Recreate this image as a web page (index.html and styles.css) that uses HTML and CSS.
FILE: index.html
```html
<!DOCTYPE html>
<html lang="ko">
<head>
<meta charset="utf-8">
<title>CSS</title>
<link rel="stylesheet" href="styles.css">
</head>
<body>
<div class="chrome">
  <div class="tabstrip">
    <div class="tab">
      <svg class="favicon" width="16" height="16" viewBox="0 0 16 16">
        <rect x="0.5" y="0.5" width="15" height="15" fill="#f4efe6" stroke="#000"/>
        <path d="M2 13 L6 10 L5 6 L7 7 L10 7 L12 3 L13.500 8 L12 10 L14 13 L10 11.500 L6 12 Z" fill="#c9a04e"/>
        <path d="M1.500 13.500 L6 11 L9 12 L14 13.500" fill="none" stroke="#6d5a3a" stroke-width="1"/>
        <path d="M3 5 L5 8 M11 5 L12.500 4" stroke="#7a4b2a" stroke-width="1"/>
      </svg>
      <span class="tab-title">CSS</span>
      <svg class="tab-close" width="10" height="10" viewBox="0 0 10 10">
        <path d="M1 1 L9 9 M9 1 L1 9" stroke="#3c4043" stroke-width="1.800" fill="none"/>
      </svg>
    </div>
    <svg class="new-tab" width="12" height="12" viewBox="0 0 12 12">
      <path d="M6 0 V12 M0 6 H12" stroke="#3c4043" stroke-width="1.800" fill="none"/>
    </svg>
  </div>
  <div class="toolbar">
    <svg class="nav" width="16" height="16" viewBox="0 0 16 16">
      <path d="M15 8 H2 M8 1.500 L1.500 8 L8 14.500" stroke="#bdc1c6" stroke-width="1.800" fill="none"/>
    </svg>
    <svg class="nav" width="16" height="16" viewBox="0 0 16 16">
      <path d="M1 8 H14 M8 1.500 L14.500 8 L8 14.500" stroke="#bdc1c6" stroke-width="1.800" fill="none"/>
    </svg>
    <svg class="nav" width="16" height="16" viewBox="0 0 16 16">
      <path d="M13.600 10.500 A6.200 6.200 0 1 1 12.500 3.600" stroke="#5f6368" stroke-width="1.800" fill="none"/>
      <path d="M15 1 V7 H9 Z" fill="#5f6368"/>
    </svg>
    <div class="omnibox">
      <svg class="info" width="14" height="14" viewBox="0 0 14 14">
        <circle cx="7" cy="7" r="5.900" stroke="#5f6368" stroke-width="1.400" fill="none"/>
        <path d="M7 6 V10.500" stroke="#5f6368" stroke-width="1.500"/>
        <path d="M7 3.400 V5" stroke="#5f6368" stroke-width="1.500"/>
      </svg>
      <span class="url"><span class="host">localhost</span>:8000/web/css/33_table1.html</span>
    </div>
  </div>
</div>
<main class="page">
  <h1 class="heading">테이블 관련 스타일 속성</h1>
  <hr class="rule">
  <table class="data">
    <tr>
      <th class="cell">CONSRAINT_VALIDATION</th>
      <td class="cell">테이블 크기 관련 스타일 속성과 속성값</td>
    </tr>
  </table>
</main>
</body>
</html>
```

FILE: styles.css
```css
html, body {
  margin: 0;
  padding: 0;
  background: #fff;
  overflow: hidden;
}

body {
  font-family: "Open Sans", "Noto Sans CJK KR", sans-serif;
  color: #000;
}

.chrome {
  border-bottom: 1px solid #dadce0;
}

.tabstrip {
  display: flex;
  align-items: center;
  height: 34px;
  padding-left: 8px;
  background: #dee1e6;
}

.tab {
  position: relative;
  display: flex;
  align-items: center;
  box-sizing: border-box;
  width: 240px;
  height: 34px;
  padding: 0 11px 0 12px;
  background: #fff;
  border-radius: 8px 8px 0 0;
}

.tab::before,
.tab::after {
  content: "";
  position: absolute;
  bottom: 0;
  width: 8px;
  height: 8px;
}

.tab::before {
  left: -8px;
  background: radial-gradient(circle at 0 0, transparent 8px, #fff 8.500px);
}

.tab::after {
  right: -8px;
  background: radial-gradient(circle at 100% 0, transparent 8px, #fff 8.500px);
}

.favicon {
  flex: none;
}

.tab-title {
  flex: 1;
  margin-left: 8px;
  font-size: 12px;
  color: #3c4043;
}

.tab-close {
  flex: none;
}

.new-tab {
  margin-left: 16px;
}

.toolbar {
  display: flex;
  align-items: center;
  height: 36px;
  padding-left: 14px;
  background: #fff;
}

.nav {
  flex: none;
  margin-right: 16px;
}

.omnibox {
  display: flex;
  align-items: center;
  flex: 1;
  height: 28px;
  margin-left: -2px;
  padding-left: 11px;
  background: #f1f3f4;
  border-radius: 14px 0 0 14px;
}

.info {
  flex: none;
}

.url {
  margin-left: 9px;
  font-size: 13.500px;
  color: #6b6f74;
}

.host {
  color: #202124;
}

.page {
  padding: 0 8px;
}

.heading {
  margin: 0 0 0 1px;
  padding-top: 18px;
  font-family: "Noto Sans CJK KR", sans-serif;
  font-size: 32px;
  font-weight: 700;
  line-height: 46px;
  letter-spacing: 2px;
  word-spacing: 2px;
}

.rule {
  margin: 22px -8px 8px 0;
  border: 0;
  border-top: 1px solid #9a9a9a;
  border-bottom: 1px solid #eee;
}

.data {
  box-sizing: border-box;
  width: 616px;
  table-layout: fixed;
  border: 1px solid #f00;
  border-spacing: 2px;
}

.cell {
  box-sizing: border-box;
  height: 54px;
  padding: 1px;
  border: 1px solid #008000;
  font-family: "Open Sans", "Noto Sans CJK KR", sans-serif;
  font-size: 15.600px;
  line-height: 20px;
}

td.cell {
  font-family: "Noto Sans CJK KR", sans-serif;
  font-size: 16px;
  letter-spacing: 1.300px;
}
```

++++++

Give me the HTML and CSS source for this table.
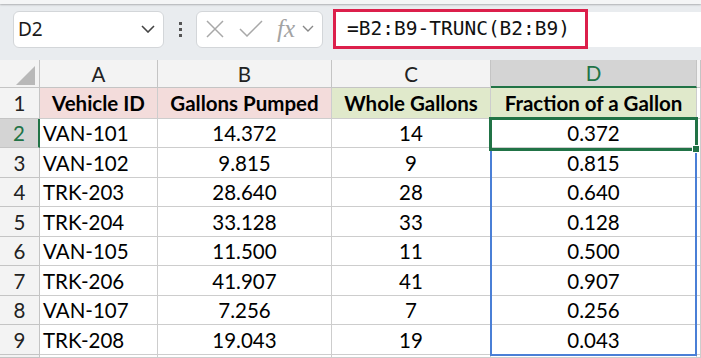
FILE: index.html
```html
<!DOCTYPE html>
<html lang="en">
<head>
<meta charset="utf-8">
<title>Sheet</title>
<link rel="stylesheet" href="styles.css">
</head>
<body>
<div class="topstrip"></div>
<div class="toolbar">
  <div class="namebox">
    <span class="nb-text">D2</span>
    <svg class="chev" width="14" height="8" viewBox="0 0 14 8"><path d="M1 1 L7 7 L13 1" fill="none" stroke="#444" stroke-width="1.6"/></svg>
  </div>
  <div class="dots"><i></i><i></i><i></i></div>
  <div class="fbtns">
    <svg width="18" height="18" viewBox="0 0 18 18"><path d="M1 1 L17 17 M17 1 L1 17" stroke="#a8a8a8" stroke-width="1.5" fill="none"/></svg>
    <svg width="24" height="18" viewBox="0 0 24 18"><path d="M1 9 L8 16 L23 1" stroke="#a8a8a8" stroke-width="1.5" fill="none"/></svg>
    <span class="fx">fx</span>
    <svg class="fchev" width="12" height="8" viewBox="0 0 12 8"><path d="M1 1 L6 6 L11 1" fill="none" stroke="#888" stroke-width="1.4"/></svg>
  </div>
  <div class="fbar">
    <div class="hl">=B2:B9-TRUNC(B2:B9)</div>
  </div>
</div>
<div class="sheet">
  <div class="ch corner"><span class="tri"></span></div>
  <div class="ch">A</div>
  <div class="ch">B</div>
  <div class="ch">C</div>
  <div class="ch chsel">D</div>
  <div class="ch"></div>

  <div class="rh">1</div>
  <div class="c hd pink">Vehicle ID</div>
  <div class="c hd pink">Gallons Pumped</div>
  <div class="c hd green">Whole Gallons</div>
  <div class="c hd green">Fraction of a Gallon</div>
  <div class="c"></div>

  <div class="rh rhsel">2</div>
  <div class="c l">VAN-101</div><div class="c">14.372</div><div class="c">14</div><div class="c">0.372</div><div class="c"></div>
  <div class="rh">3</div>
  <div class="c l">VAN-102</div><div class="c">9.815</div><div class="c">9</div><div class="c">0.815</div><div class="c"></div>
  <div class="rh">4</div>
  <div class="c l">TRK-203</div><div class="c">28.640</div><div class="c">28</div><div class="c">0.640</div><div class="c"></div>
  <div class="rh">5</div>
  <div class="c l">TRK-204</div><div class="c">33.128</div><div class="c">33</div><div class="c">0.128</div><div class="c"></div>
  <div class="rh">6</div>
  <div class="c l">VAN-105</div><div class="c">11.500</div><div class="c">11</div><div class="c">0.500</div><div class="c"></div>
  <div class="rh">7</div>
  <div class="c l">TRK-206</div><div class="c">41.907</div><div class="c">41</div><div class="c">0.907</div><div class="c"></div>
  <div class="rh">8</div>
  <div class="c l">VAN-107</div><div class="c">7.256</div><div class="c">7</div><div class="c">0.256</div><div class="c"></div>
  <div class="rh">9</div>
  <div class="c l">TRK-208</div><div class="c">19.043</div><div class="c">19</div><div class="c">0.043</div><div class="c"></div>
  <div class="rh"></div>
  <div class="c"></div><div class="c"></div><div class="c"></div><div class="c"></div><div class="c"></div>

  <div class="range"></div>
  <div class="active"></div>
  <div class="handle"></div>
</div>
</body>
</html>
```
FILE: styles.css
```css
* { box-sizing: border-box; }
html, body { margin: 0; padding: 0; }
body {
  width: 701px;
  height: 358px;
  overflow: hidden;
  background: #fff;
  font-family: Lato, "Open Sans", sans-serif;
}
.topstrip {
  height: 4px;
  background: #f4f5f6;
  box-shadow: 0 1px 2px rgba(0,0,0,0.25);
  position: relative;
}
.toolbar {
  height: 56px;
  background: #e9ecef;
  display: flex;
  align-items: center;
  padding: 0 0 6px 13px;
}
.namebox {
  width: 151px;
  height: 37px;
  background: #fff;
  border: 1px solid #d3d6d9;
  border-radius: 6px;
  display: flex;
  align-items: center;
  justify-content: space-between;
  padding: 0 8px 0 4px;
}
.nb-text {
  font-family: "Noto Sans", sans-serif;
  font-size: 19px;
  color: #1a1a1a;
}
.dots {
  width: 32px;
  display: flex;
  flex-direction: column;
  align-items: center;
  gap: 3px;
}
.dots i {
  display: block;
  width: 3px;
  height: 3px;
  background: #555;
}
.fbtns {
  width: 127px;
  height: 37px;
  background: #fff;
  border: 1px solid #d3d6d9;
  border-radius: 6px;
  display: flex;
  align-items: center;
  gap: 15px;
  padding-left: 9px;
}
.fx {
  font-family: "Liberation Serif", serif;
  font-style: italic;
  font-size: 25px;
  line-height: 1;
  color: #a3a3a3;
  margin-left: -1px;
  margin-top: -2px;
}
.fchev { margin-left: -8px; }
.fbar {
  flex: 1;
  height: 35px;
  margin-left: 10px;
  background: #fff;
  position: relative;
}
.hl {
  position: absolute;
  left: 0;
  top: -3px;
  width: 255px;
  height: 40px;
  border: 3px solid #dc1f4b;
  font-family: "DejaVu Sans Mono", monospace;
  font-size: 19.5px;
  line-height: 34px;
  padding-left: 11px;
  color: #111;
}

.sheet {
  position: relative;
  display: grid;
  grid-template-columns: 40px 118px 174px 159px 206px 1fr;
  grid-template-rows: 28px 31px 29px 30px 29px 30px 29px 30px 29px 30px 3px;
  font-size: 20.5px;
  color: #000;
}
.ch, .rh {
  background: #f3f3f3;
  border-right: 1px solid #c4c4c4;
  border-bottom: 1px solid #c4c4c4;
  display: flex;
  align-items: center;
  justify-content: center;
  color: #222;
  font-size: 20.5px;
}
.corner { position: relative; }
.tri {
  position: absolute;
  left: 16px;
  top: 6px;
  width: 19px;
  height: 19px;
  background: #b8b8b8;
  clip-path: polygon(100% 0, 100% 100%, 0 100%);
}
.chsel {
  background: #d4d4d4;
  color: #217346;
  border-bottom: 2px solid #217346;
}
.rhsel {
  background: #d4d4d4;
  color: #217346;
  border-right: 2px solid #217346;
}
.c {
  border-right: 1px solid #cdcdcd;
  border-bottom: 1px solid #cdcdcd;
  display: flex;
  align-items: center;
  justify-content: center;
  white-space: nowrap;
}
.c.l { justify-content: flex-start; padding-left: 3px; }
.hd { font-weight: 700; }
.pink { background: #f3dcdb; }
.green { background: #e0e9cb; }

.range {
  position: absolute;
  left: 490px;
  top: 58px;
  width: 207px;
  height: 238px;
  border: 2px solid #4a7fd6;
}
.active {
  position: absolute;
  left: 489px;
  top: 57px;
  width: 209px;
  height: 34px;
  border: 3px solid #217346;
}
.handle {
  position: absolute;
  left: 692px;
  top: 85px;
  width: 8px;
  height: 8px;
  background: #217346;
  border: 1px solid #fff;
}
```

++++++

*Exercise task:*
Indicate how many lines of the material contain the string "this", giving the number and nothing more.

*Result of the exercise:*
2